Now I am faced with a new dilemma.  During the weeks before Lag B’Omer all of my children brought home notes stating from school about outings being planned. The fees varied from $50.00 for the younger two and $75.00 for the older two.  There was no way I could cut corners to find an extra $250.00 for these extravagant trips, even an extra $50.00 would be back-breaking.  To add insult to injury, any child not attending the trips was required to come to school as if it were a regular day.

I have wonderful children, Mrs. Bluth. My older two offered to use the money they earned babysitting, tutoring and doing odd jobs so the younger two could go on their trips and they would stay in school.  It broke my heart to see the sadness in their eye and my pride in their goodness and generosity fanned the anger I felt towards these “Torah institutions” that gave little or no thought to the feelings of shame and embarrassment they are causing the students and the parents who have little or no ability to stretch the dollar another penny’s worth.  Why should my children be placed in a position of ridicule or pity? Why do my children need to feel as if they are in some way deprived, lesser beings when they never felt that way before.

If you wonder whether my children ended up staying in school or not, the answer is that I buckled under the pressure to not embarrass my beautiful kids; I wanted to spare them. So, I took the bracelet my husband gave me at our engagement and sold it so that my four precious jewels could walk with heads held high, even among the pygmies with whom they “learn.”

 

 

Dear Friend,

You have touched on something important and I agree with you that herein lays the source of decay within our communities, shuls and institutions.  In your timely letter, the caliber of our character as a people lays exposed. Sadly, we as parents have chipped away at the integrity, honor and dignity that is Torah. We are taught to respect and love our neighbor, to live with whatever Hashem provides us and not to borrow what we cannot repay. As a community we currently labor under a number of misconceptions, among them that poor people are not deserving of recognition and do not contribute anything of value. We forget that some of the greatest gedolim of today and yesterday lived in abject poverty, yet made us, as a people, richer than any other nation on earth through their teaching, their goodness and giving and their total and undivided love for all klal Yisroel, regardless of how much jingled in people’s pocket.

We as parents have fallen prey to expressing love through bought pleasures, giving our children what they lust after and overlooking what they really need in order to value the important things in life, like spending real time with family and gifts from the heart. We have also allowed schools to create situations in which parents are forced to pay for things they cannot afford – graduation trips, school trips, special events and even building fund dinners should not be a back breaking burden for students or parents.  It should not serve to divide, shame or impoverish those who cannot afford more than the schar limud which is at a peak already.
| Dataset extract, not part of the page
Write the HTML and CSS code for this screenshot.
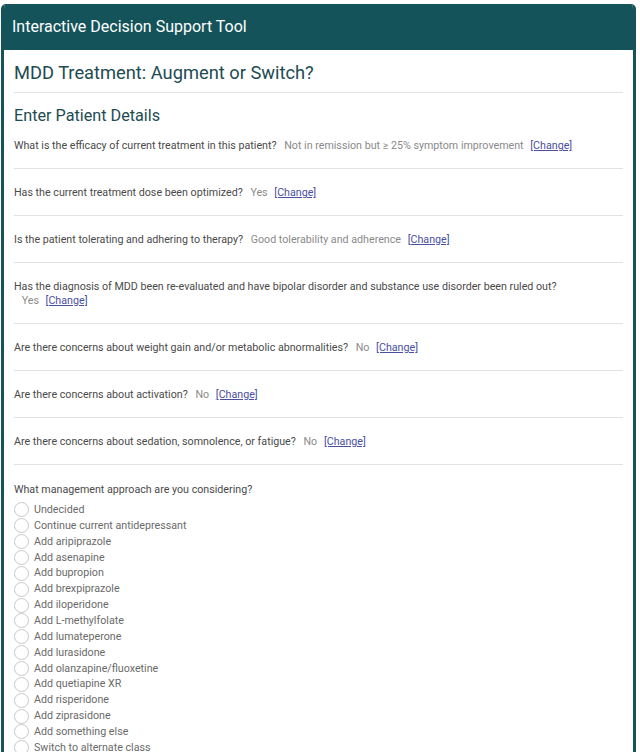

What I am suggesting is that there be a forum that allows parents to be included and consulted about extracurricular activities, trips or functions, so that no one has to agonize over whether their children can participate.
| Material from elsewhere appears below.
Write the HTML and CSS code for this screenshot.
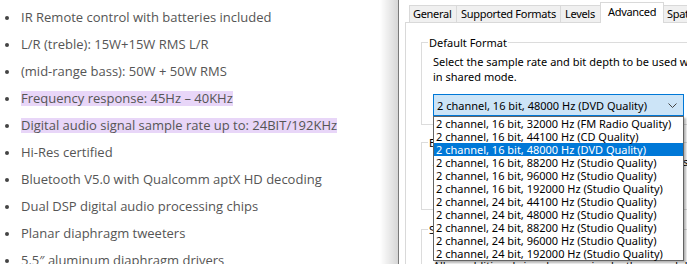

I remember a time when schools didn’t turn children away simply because their parents could not afford tuition, when parents contributed to the school to offset the cost: serving lunch, assisting teachers, running the women’s organization, etc. Parents and mechanchim need to partner in restoring the true purpose and spirit of “v’ahavta l’rayacha kamocha” so that our children can rediscover the true meaning of “Ayzeh hu asheer, hasomayach bechelko.”